- Task to carry out
Collect all the lines that mention the word "React".
Begin Exercise inputs
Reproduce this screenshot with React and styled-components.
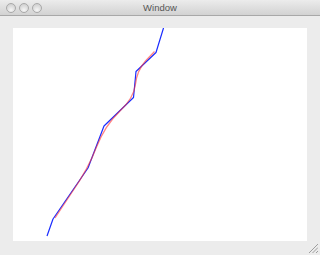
import styled, { createGlobalStyle } from 'styled-components'

const Global = createGlobalStyle`
  html, body { margin: 0; padding: 0; background: #ececec; }
`;

const Frame = styled.div`
  position: relative;
  width: 320px;
  height: 255px;
  background: #ececec;
  display: flex;
  flex-direction: column;
  overflow: hidden;
`;

const TitleBar = styled.div`
  height: 15px;
  flex: none;
  display: flex;
  align-items: center;
  position: relative;
  background: linear-gradient(#ececec, #d2d2d2);
  border-bottom: 1px solid #a8a8a8;
`;

const Lights = styled.div`
  display: flex;
  gap: 3px;
  padding-left: 6px;
`;

const Light = styled.span`
  width: 10px;
  height: 10px;
  box-sizing: border-box;
  border-radius: 50%;
  border: 1px solid #a9a9a9;
  background: radial-gradient(circle at 50% 75%, #f6f6f6 0%, #dcdcdc 55%, #c9c9c9 100%);
`;

const Title = styled.div`
  position: absolute;
  left: 0;
  right: 0;
  text-align: center;
  font-family: "Liberation Sans", Arial, sans-serif;
  font-size: 9.5px;
  color: #555;
  line-height: 15px;
`;

const Body = styled.div`
  flex: 1;
  padding: 12px 0 0 13px;
`;

const Canvas = styled.div`
  width: 294px;
  height: 213px;
  background: #fff;
  svg { display: block; }
`;

const Grip = styled.svg`
  position: absolute;
  right: 2px;
  bottom: 2px;
`;

const blue = [
  [165.3, 22], [163.5, 28], [156, 52.5], [136, 71.5], [133.5, 97.5],
  [104, 126], [88, 168], [53, 219], [47, 236],
];

// smoothed copy of the blue trace
const redPath =
  'M 154.5 51.5 L 145.5 61 Q 137 70.5 135.5 84 Q 134 98 119.5 111.5 ' +
  'Q 105 125.5 96.5 147 Q 88.5 168.5 71.5 193 L 55 218';

export default function App() {
  return (
    <Frame>
      <Global />
      <TitleBar>
        <Lights>
          <Light />
          <Light />
          <Light />
        </Lights>
        <Title>Window</Title>
      </TitleBar>
      <Body>
        <Canvas>
          <svg width="294" height="213" viewBox="13 28 294 213">
            <polyline
              points={blue.map((p) => p.join(',')).join(' ')}
              fill="none"
              stroke="#1a2cff"
              strokeWidth="1.2"
              strokeLinejoin="round"
            />
            <path d={redPath} fill="none" stroke="rgba(255,50,50,0.6)" strokeWidth="1.3" />
          </svg>
        </Canvas>
      </Body>
      <Grip width="10" height="10" viewBox="0 0 10 10">
        <path d="M1 10 L10 1 M4.5 10 L10 4.5 M8 10 L10 8" stroke="#8a8a8a" strokeWidth="0.8" />
      </Grip>
    </Frame>
  )
}
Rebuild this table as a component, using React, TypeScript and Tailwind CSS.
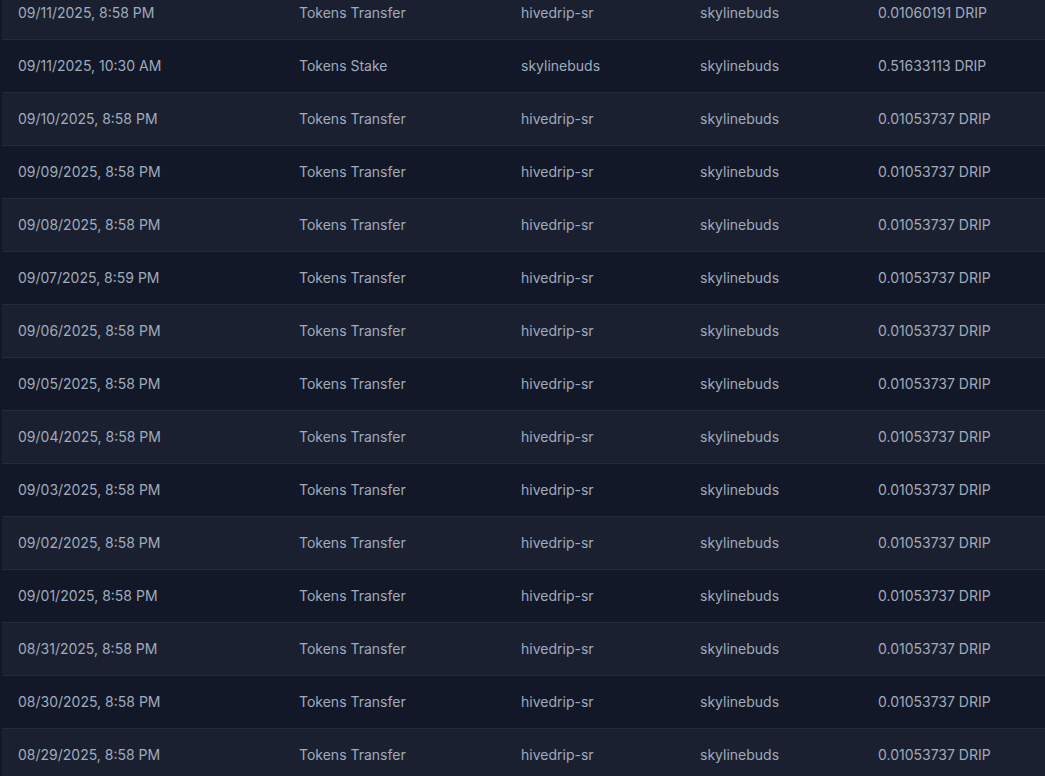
End Exercise inputs
- Completed exercise
Reproduce this screenshot with React and styled-components.
Rebuild this table as a component, using React, TypeScript and Tailwind CSS.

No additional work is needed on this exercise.